Website declaration

Django doesn’t provide any facilities out of the box for splitting up your website into distinct parts with their own urls, views, admin and models.

Instead you must manually import these things in the package.views , package.admin, package.views and package.models of your project if it is best for your website to be split up this way.

CWF provides under cwf.splitter.website and cwf.splitter.parts classes that provide the wiring that allows you to define your website with a folder per part of the site and declaritevely wire them all together into one site.

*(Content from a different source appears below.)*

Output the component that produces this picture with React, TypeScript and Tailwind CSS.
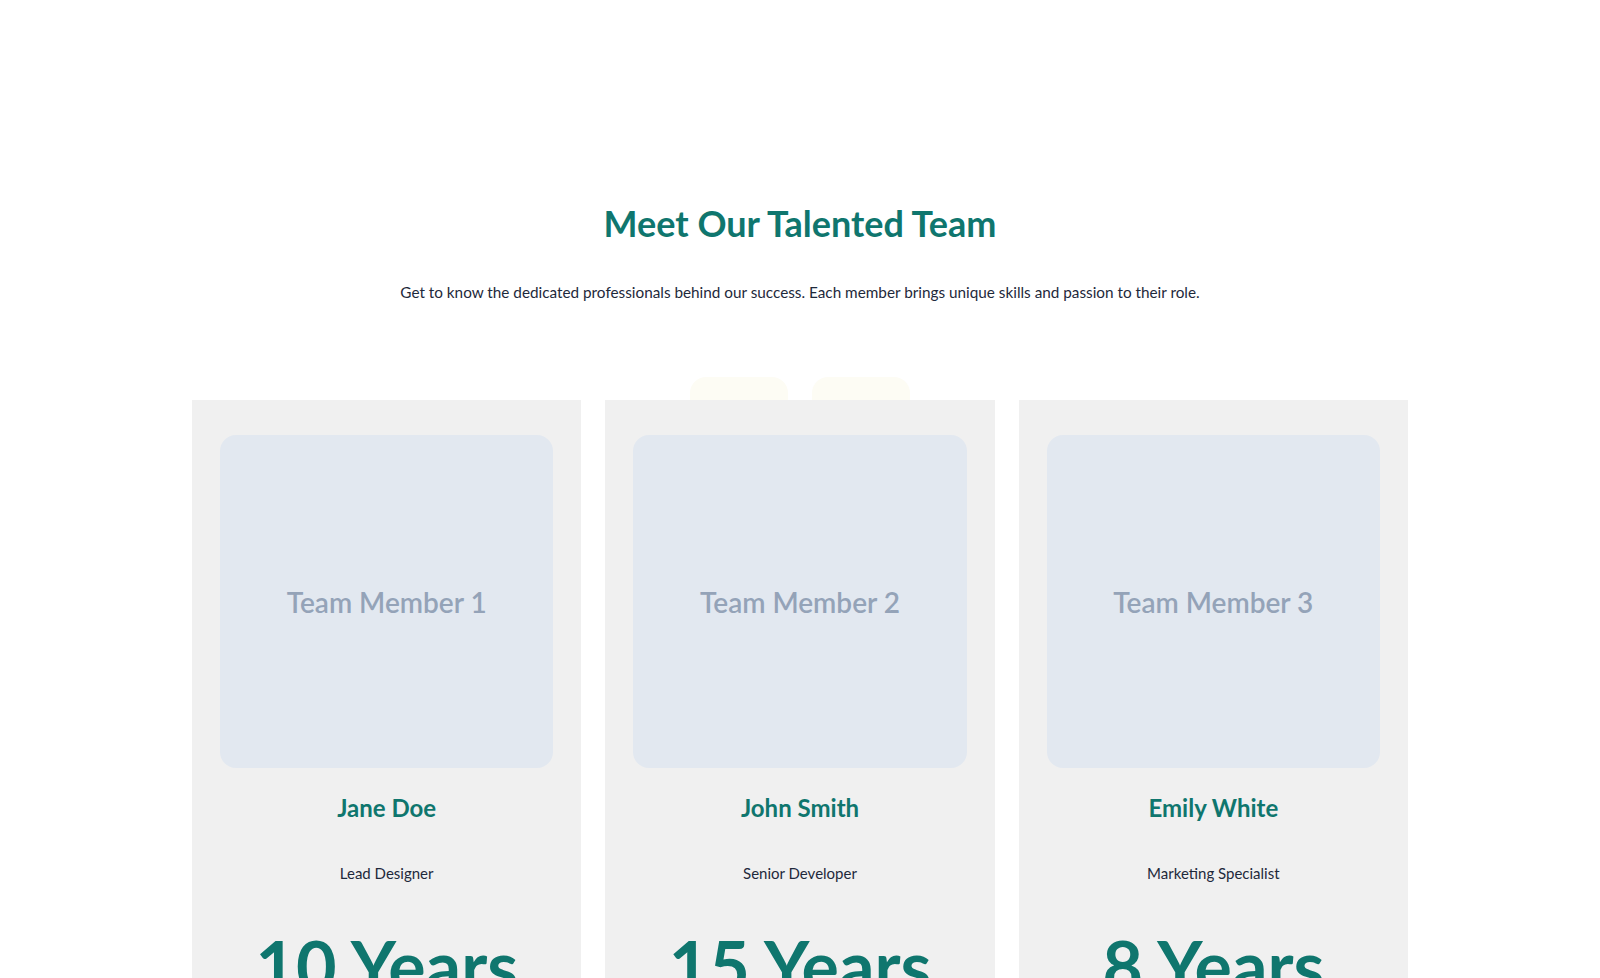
const team = [
  { photo: "Team Member 1", name: "Jane Doe", role: "Lead Designer", years: "10 Years" },
  { photo: "Team Member 2", name: "John Smith", role: "Senior Developer", years: "15 Years" },
  { photo: "Team Member 3", name: "Emily White", role: "Marketing Specialist", years: "8 Years" },
]

const MemberCard = ({ photo, name, role, years }: { photo: string; name: string; role: string; years: string }) => {
  return (
    <div className="bg-[#f0f0f0] px-7 pt-[35px] pb-10 flex flex-col items-center text-center">
      <div className="w-full aspect-square rounded-2xl bg-[#e2e8f0] flex items-center justify-center">
        <span className="text-[28px] font-semibold text-[#94a3b8]">{photo}</span>
      </div>
      <h3 className="mt-6 text-2xl leading-8 font-bold text-[#0f766e]">{name}</h3>
      <p className="mt-[37px] text-[15px] leading-6 text-[#1e293b]">{role}</p>
      <p className="mt-[45px] text-[70px] leading-none font-bold text-[#0f766e]">{years}</p>
    </div>
  )
}

export default function App() {
  return (
    <div className="min-h-screen bg-white font-['Lato',sans-serif]">
      <section className="max-w-7xl mx-auto px-8 pt-[203px] pb-20">
        <div className="text-center">
          <h2 className="text-4xl leading-10 font-bold text-[#0f766e]">Meet Our Talented Team</h2>
          <p className="mt-[37px] text-[15.3px] leading-6 text-[#1e293b]">
            Get to know the dedicated professionals behind our success. Each member brings unique skills and passion to their role.
          </p>
        </div>

        {/* filter pills peeking out above the cards */}
        <div className="mt-[73px] h-[23px] overflow-hidden flex justify-center gap-6">
          <div className="w-[98px] h-12 rounded-2xl bg-[#fdfcf4]" />
          <div className="w-[98px] h-12 rounded-2xl bg-[#fdfcf4]" />
        </div>

        <div className="grid grid-cols-3 gap-6">
          {team.map((m) => (
            <MemberCard key={m.name} {...m} />
          ))}
        </div>
      </section>
    </div>
  )
}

So, assuming your project is structured as:

webthings_main/
    __init__.py
    index/
        __init__.py
        urls.py
        views.py
    news/
        __init__.py
        models.py
        urls.py
        views.py
    events/
        __init__.py
        models.py
        urls.py
        views.py
    photos/
        __init__.py
        models.py
        urls.py
        views.py

You can create a Website representing these different parts:

from cwf.splitter.website import Website
from cwf.splitter.parts import Part

website = Website('webthings_main'
      , Part('index', first=True)
      , Part('news')
      , Part('events')
      , Part('photos')
      )

The website object takes in the package where all the parts are defined as importable modules - webthings_main in this case; and Part objects for the parts of the website we want to include.

The Part object holds the name of the part to import and any kwargs that are eventually used when the part is used as a section.

Note

The Part object also takes in an active keyword, which defaults to True. The Website object will use this to determine which parts should have its urls added to the website.

The models and admin of a section will be imported regardless of the value of the active property.

This object will know how to import the section (part.do_import) and load urls, admin and models from it (part.load(‘urls’), etc).

The website object will create a Parts object that will hold the collection of Part objects provided.

The Parts collection has three main responsibilities:

parts.load_admin()

Import part.admin for all the parts that have an admin.py so that any django admin registration logic may be fired.

parts.models()

Load all the part.models for all the parts that have models.py and return a dictionary of all {name:model} for all the models it finds.

Note

For this to work, each models.py must define a __all__ variable with either the names of the models as strings or the model objects themselves.

Also, each model must have Meta.app_label set to the same package you provided to the Website.

parts.urls

Create a Section object and add the section from each part.urls as children to root section.

It will then return {‘site’:site, ‘urlpatterns’:site.patterns()} where site is the root Section it just created.

Note

These sections will be added to the urlpatterns using the Django include function.

Website will use this functionality to import the admin logic, inject the models into package.models and inject the site and urlpatterns into package.urls.